**Your instructions**
Your task is to filter the data below down to the lines holding "React".

(Entries with page source code)
╔══
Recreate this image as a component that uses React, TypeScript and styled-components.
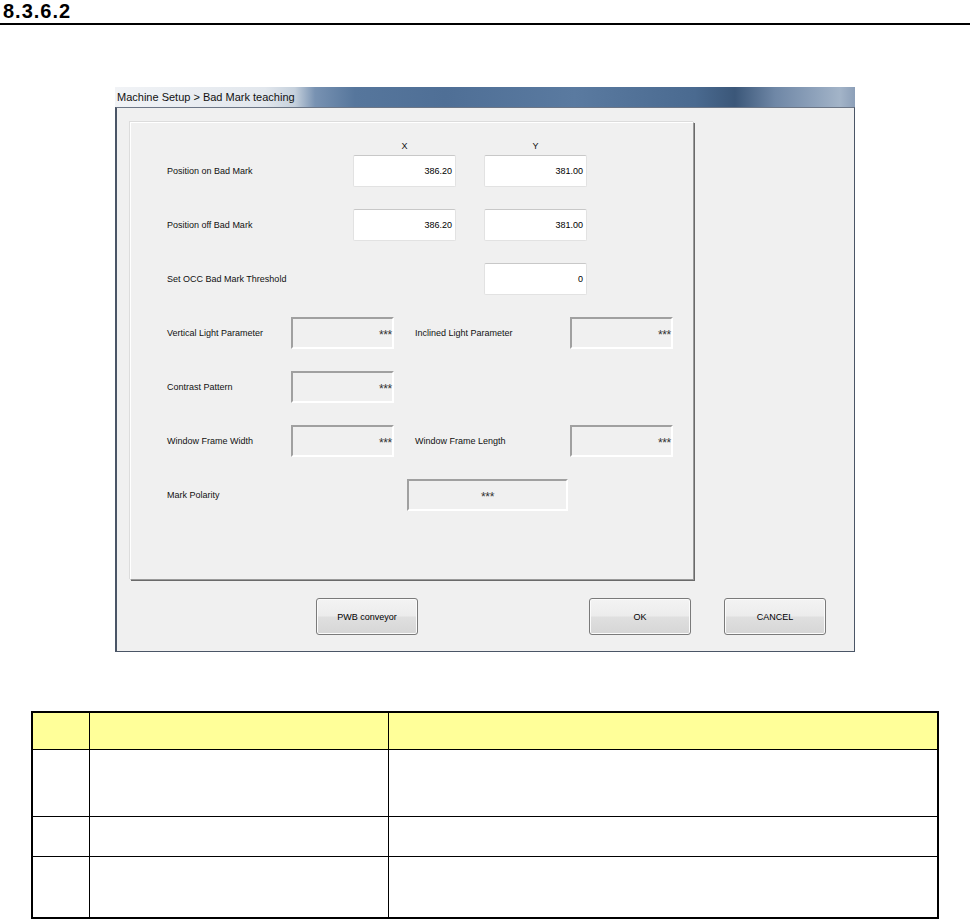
import React from 'react';
import styled, { createGlobalStyle } from 'styled-components';

const GlobalStyle = createGlobalStyle`
  html, body {
    margin: 0;
    padding: 0;
    background: #ffffff;
  }
  body {
    font-family: "Liberation Sans", Arial, sans-serif;
  }
`;

const Page = styled.div`
  width: 970px;
  height: 920px;
  overflow: hidden;
  background: #fff;
`;

const SectionHeading = styled.div`
  height: 25px;
  padding-left: 3px;
  box-sizing: border-box;
  border-bottom: 2px solid #000;
  font-family: "Liberation Sans", Arial, sans-serif;
  font-weight: bold;
  font-size: 20px;
  letter-spacing: 1px;
  line-height: 22px;
  color: #000;
`;

const Window = styled.div`
  width: 740px;
  margin: 62px 0 0 115px;
`;

const TitleBar = styled.div`
  height: 20px;
  padding-left: 2px;
  box-sizing: border-box;
  font-size: 11px;
  line-height: 20px;
  color: #111;
  background: linear-gradient(
    90deg,
    #f1f3f6 0px,
    #e2e7ed 150px,
    #c5d0dc 180px,
    #7892b2 200px,
    #56769c 240px,
    #4f6f96 330px,
    #5a7aa0 460px,
    #4a6a90 580px,
    #3b5779 620px,
    #6f87a6 660px,
    #8ea2bb 700px,
    #a3b4c8 725px,
    #8c9fb8 740px
  );
`;

const Client = styled.div`
  height: 545px;
  box-sizing: border-box;
  background: #f0f0f0;
  border: 1px solid #4a5566;
  border-top-color: #6c7686;
  border-left-width: 2px;
  padding: 14px 0 0 13px;
  display: flex;
  flex-direction: column;
`;

const GroupBox = styled.div`
  width: 564px;
  height: 458px;
  box-sizing: border-box;
  border: 1px solid;
  border-color: #ffffff #9a9a9a #9a9a9a #ffffff;
  box-shadow: -1px -1px 0 #dcdcdc, 1px 1px 0 #6a6a6a;
  padding: 16px 0 0 36px;
  display: flex;
  flex-direction: column;
  gap: 22px;
`;

const AxisHeader = styled.div`
  display: grid;
  grid-template-columns: 186px 103px 28px 103px;
  height: 14px;
  margin-bottom: -20px;
  font-size: 9px;
  line-height: 14px;
  color: #111;
`;

const AxisLabel = styled.span<{ $col: number }>`
  grid-column: ${p => p.$col};
  text-align: center;
`;

const Row = styled.div<{ $cols: string }>`
  display: grid;
  grid-template-columns: ${p => p.$cols};
  align-items: center;
  height: 32px;
`;

const Label = styled.span`
  font-size: 9px;
  color: #111;
  white-space: nowrap;
`;

const ValueBox = styled.div`
  height: 32px;
  box-sizing: border-box;
  background: #fff;
  border: 1px solid #e2e2e2;
  border-top-color: #c8c8c8;
  border-radius: 2px;
  padding-right: 3px;
  display: flex;
  align-items: center;
  justify-content: flex-end;
  font-size: 9px;
  color: #000;
`;

const ReadBox = styled.div<{ $center?: boolean }>`
  height: 32px;
  box-sizing: border-box;
  background: #f0f0f0;
  border: 2px solid;
  border-color: #a0a0a0 #ffffff #ffffff #a0a0a0;
  display: flex;
  align-items: center;
  justify-content: ${p => (p.$center ? 'center' : 'flex-end')};
  padding-top: 4px;
  font-size: 12px;
  color: #333;
  letter-spacing: -0.3px;
`;

const ButtonRow = styled.div`
  display: flex;
  padding: 18px 0 0 186px;
`;

const DialogButton = styled.button<{ $gap?: number }>`
  width: 102px;
  height: 37px;
  margin-left: ${p => p.$gap ?? 0}px;
  border: 1px solid #7a7a7a;
  border-radius: 3px;
  background: linear-gradient(180deg, #f3f3f3 0%, #ececec 48%, #dfdfdf 52%, #d6d6d6 100%);
  box-shadow: inset 0 0 0 1px #fbfbfb;
  font-family: "Liberation Sans", Arial, sans-serif;
  font-size: 9px;
  color: #000;
  padding: 0;
`;

const Table = styled.table`
  border-collapse: collapse;
  margin: 59px 0 0 31px;
  width: 908px;
  border: 2px solid #000;
`;

const HeadCell = styled.th<{ $w?: number }>`
  height: 36px;
  background: #ffff99;
  border: 1px solid #000;
  width: ${p => (p.$w ? `${p.$w}px` : 'auto')};
  padding: 0;
`;

const Cell = styled.td<{ $h: number }>`
  height: ${p => p.$h}px;
  border: 1px solid #000;
  padding: 0;
`;

const App: React.FC = () => {
  const bodyRows = [66, 39, 60];

  return (
    <Page>
      <GlobalStyle />
      <SectionHeading>8.3.6.2</SectionHeading>

      <Window>
        <TitleBar>Machine Setup &gt; Bad Mark teaching</TitleBar>
        <Client>
          <GroupBox>
            <AxisHeader>
              <AxisLabel $col={2}>X</AxisLabel>
              <AxisLabel $col={4}>Y</AxisLabel>
            </AxisHeader>

            <Row $cols="186px 103px 28px 103px">
              <Label>Position on Bad Mark</Label>
              <ValueBox>386.20</ValueBox>
              <span />
              <ValueBox>381.00</ValueBox>
            </Row>

            <Row $cols="186px 103px 28px 103px">
              <Label>Position off Bad Mark</Label>
              <ValueBox>386.20</ValueBox>
              <span />
              <ValueBox>381.00</ValueBox>
            </Row>

            <Row $cols="317px 103px">
              <Label>Set OCC Bad Mark Threshold</Label>
              <ValueBox>0</ValueBox>
            </Row>

            <Row $cols="124px 103px 21px 155px 103px">
              <Label>Vertical Light Parameter</Label>
              <ReadBox>***</ReadBox>
              <span />
              <Label>Inclined Light Parameter</Label>
              <ReadBox>***</ReadBox>
            </Row>

            <Row $cols="124px 103px">
              <Label>Contrast Pattern</Label>
              <ReadBox>***</ReadBox>
            </Row>

            <Row $cols="124px 103px 21px 155px 103px">
              <Label>Window Frame Width</Label>
              <ReadBox>***</ReadBox>
              <span />
              <Label>Window Frame Length</Label>
              <ReadBox>***</ReadBox>
            </Row>

            <Row $cols="240px 161px">
              <Label>Mark Polarity</Label>
              <ReadBox $center>***</ReadBox>
            </Row>
          </GroupBox>

          <ButtonRow>
            <DialogButton>PWB conveyor</DialogButton>
            <DialogButton $gap={171}>OK</DialogButton>
            <DialogButton $gap={33}>CANCEL</DialogButton>
          </ButtonRow>
        </Client>
      </Window>

      <Table>
        <thead>
          <tr>
            <HeadCell $w={56} />
            <HeadCell $w={298} />
            <HeadCell />
          </tr>
        </thead>
        <tbody>
          {bodyRows.map((h, i) => (
            <tr key={i}>
              <Cell $h={h} />
              <Cell $h={h} />
              <Cell $h={h} />
            </tr>
          ))}
        </tbody>
      </Table>
    </Page>
  );
};

export default App;
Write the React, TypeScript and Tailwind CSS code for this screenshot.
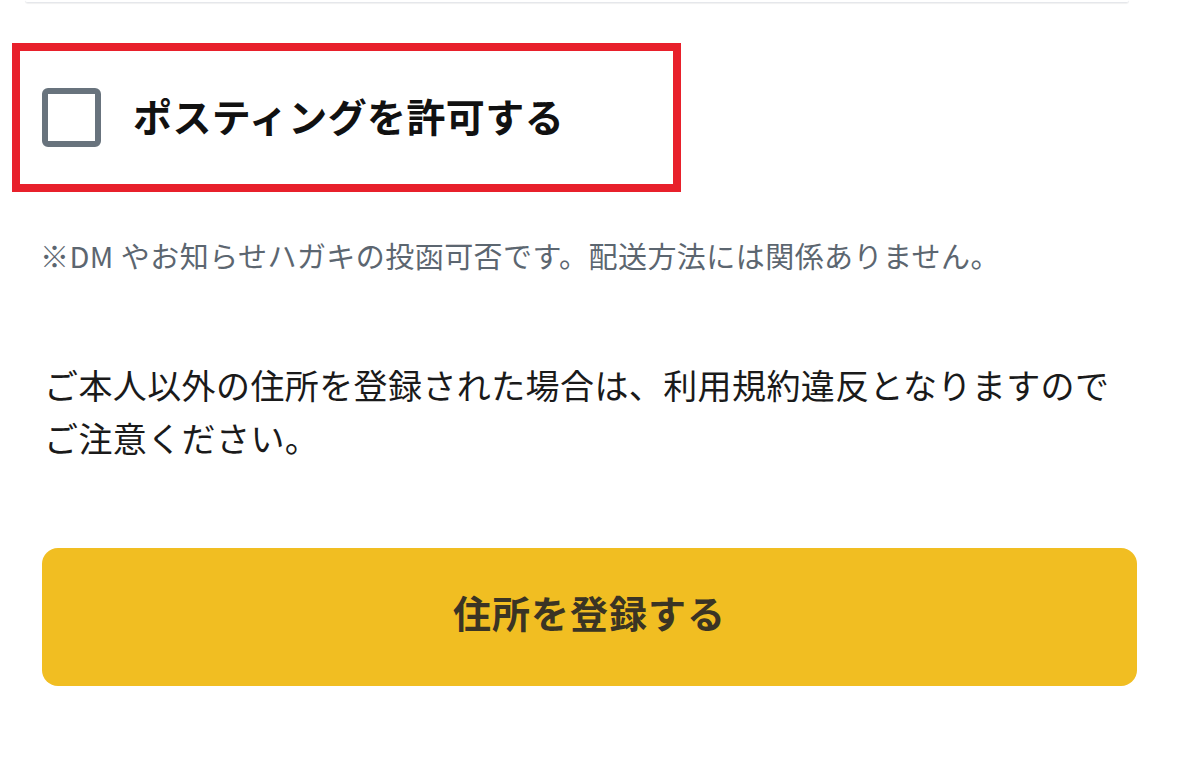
╚══
**Written solution**
Recreate this image as a component that uses React, TypeScript and styled-components.
import React from 'react';
const App: React.FC = () => {
Write the React, TypeScript and Tailwind CSS code for this screenshot.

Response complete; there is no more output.